◆ **Instructions for the task**
Exclude images, then output the remaining data verbatim.

◆ **Material provided**
»»

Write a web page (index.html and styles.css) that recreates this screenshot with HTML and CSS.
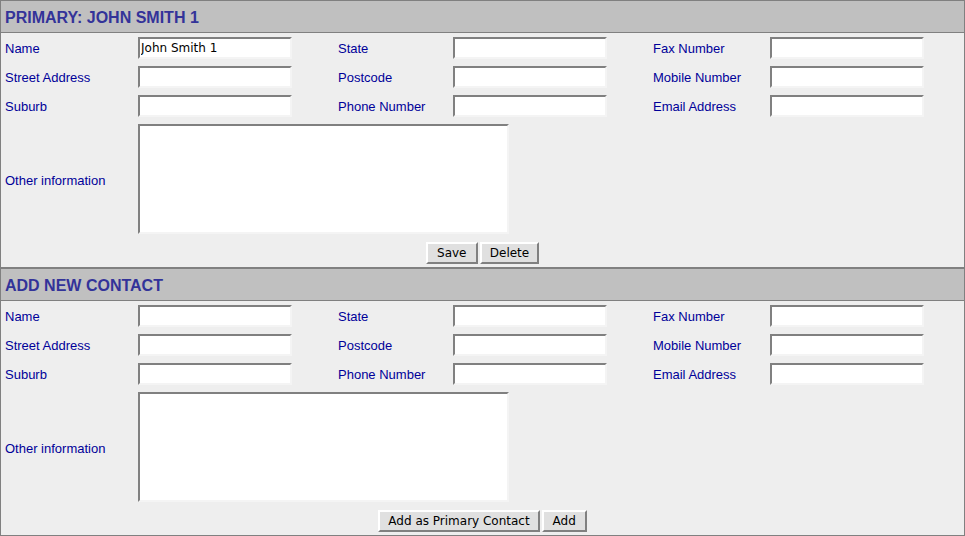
FILE: index.html
```html
<!DOCTYPE html>
<html lang="en">
  <head>
    <meta charset="UTF-8" />
    <title>Contacts</title>
    <link rel="stylesheet" href="styles.css">
  </head>
  <body>
    <form class="contact-box">
      <h2 class="contact-title">PRIMARY: JOHN SMITH 1</h2>
      <div class="contact-grid">
        <label class="lbl">Name</label>
        <input class="field" type="text" value="John Smith 1" />
        <label class="lbl lbl-mid">State</label>
        <input class="field" type="text" />
        <label class="lbl lbl-mid">Fax Number</label>
        <input class="field" type="text" />

        <label class="lbl">Street Address</label>
        <input class="field" type="text" />
        <label class="lbl lbl-mid">Postcode</label>
        <input class="field" type="text" />
        <label class="lbl lbl-mid">Mobile Number</label>
        <input class="field" type="text" />

        <label class="lbl">Suburb</label>
        <input class="field" type="text" />
        <label class="lbl lbl-mid">Phone Number</label>
        <input class="field" type="text" />
        <label class="lbl lbl-mid">Email Address</label>
        <input class="field" type="text" />

        <label class="lbl lbl-notes">Other information</label>
        <textarea class="notes"></textarea>
      </div>
      <div class="actions">
        <button class="btn btn-save" type="button">Save</button>
        <button class="btn" type="button">Delete</button>
      </div>
    </form>

    <form class="contact-box">
      <h2 class="contact-title">ADD NEW CONTACT</h2>
      <div class="contact-grid">
        <label class="lbl">Name</label>
        <input class="field" type="text" />
        <label class="lbl lbl-mid">State</label>
        <input class="field" type="text" />
        <label class="lbl lbl-mid">Fax Number</label>
        <input class="field" type="text" />

        <label class="lbl">Street Address</label>
        <input class="field" type="text" />
        <label class="lbl lbl-mid">Postcode</label>
        <input class="field" type="text" />
        <label class="lbl lbl-mid">Mobile Number</label>
        <input class="field" type="text" />

        <label class="lbl">Suburb</label>
        <input class="field" type="text" />
        <label class="lbl lbl-mid">Phone Number</label>
        <input class="field" type="text" />
        <label class="lbl lbl-mid">Email Address</label>
        <input class="field" type="text" />

        <label class="lbl lbl-notes">Other information</label>
        <textarea class="notes"></textarea>
      </div>
      <div class="actions">
        <button class="btn" type="button">Add as Primary Contact</button>
        <button class="btn btn-add" type="button">Add</button>
      </div>
    </form>
  </body>
</html>
```
FILE: styles.css
```css
* {
  margin: 0;
  padding: 0;
  box-sizing: border-box;
}

body {
  background: #eeeeee;
  font-family: "Liberation Sans", Arial, sans-serif;
  width: 965px;
}

/* One bordered box per contact */
.contact-box {
  height: 268px;
  border: 1px solid #808080;
  background: #eeeeee;
}

.contact-title {
  height: 32px;
  padding: 3px 0 0 4px;
  background: #c0c0c0;
  border-bottom: 1px solid #808080;
  color: #333399;
  font-size: 16px;
  font-weight: bold;
  line-height: 28px;
}

.contact-grid {
  display: grid;
  grid-template-columns: 133px 154px 161px 154px 163px 154px;
  grid-template-rows: 22px 22px 22px 110px;
  row-gap: 7px;
  padding: 4px 0 0 4px;
}

.lbl {
  display: flex;
  align-items: center;
  color: #000099;
  font-size: 13px;
}

.lbl-mid {
  padding-left: 46px;
}

.lbl-notes {
  padding-top: 2px;
}

.field,
.notes {
  width: 154px;
  height: 22px;
  border: 2px solid;
  border-color: #808080 #f4f4f4 #f4f4f4 #808080;
  background: #ffffff;
  font-family: "DejaVu Sans", sans-serif;
  font-size: 12px;
  padding: 0 1px;
  outline: none;
}

.notes {
  grid-column: 2 / span 3;
  width: 371px;
  height: 110px;
  resize: none;
}

.actions {
  display: flex;
  justify-content: center;
  gap: 2px;
  margin-top: 8px;
}

.btn {
  height: 22px;
  padding: 0 8px;
  border: 2px solid;
  border-color: #ffffff #808080 #808080 #ffffff;
  background: #e0e0e0;
  color: #000000;
  font-family: "DejaVu Sans", sans-serif;
  font-size: 12px;
}

.btn-save {
  min-width: 52px;
}

.btn-add {
  min-width: 45px;
}
```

««

◆ **Answer to the problem**
Write a web page (index.html and styles.css) that recreates this screenshot with HTML and CSS.
FILE: index.html
```html
<!DOCTYPE html>
<html lang="en">
  <head>
    <meta charset="UTF-8" />
    <title>Contacts</title>
    <link rel="stylesheet" href="styles.css">
  </head>
  <body>
    <form class="contact-box">
      <h2 class="contact-title">PRIMARY: JOHN SMITH 1</h2>
      <div class="contact-grid">
        <label class="lbl">Name</label>
        <input class="field" type="text" value="John Smith 1" />
        <label class="lbl lbl-mid">State</label>
        <input class="field" type="text" />
        <label class="lbl lbl-mid">Fax Number</label>
        <input class="field" type="text" />

        <label class="lbl">Street Address</label>
        <input class="field" type="text" />
        <label class="lbl lbl-mid">Postcode</label>
        <input class="field" type="text" />
        <label class="lbl lbl-mid">Mobile Number</label>
        <input class="field" type="text" />

        <label class="lbl">Suburb</label>
        <input class="field" type="text" />
        <label class="lbl lbl-mid">Phone Number</label>
        <input class="field" type="text" />
        <label class="lbl lbl-mid">Email Address</label>
        <input class="field" type="text" />

        <label class="lbl lbl-notes">Other information</label>
        <textarea class="notes"></textarea>
      </div>
      <div class="actions">
        <button class="btn btn-save" type="button">Save</button>
        <button class="btn" type="button">Delete</button>
      </div>
    </form>

    <form class="contact-box">
      <h2 class="contact-title">ADD NEW CONTACT</h2>
      <div class="contact-grid">
        <label class="lbl">Name</label>
        <input class="field" type="text" />
        <label class="lbl lbl-mid">State</label>
        <input class="field" type="text" />
        <label class="lbl lbl-mid">Fax Number</label>
        <input class="field" type="text" />

        <label class="lbl">Street Address</label>
        <input class="field" type="text" />
        <label class="lbl lbl-mid">Postcode</label>
        <input class="field" type="text" />
        <label class="lbl lbl-mid">Mobile Number</label>
        <input class="field" type="text" />

        <label class="lbl">Suburb</label>
        <input class="field" type="text" />
        <label class="lbl lbl-mid">Phone Number</label>
        <input class="field" type="text" />
        <label class="lbl lbl-mid">Email Address</label>
        <input class="field" type="text" />

        <label class="lbl lbl-notes">Other information</label>
        <textarea class="notes"></textarea>
      </div>
      <div class="actions">
        <button class="btn" type="button">Add as Primary Contact</button>
        <button class="btn btn-add" type="button">Add</button>
      </div>
    </form>
  </body>
</html>
```
FILE: styles.css
```css
* {
  margin: 0;
  padding: 0;
  box-sizing: border-box;
}

body {
  background: #eeeeee;
  font-family: "Liberation Sans", Arial, sans-serif;
  width: 965px;
}

/* One bordered box per contact */
.contact-box {
  height: 268px;
  border: 1px solid #808080;
  background: #eeeeee;
}

.contact-title {
  height: 32px;
  padding: 3px 0 0 4px;
  background: #c0c0c0;
  border-bottom: 1px solid #808080;
  color: #333399;
  font-size: 16px;
  font-weight: bold;
  line-height: 28px;
}

.contact-grid {
  display: grid;
  grid-template-columns: 133px 154px 161px 154px 163px 154px;
  grid-template-rows: 22px 22px 22px 110px;
  row-gap: 7px;
  padding: 4px 0 0 4px;
}

.lbl {
  display: flex;
  align-items: center;
  color: #000099;
  font-size: 13px;
}

.lbl-mid {
  padding-left: 46px;
}

.lbl-notes {
  padding-top: 2px;
}

.field,
.notes {
  width: 154px;
  height: 22px;
  border: 2px solid;
  border-color: #808080 #f4f4f4 #f4f4f4 #808080;
  background: #ffffff;
  font-family: "DejaVu Sans", sans-serif;
  font-size: 12px;
  padding: 0 1px;
  outline: none;
}

.notes {
  grid-column: 2 / span 3;
  width: 371px;
  height: 110px;
  resize: none;
}

.actions {
  display: flex;
  justify-content: center;
  gap: 2px;
  margin-top: 8px;
}

.btn {
  height: 22px;
  padding: 0 8px;
  border: 2px solid;
  border-color: #ffffff #808080 #808080 #ffffff;
  background: #e0e0e0;
  color: #000000;
  font-family: "DejaVu Sans", sans-serif;
  font-size: 12px;
}

.btn-save {
  min-width: 52px;
}

.btn-add {
  min-width: 45px;
}
```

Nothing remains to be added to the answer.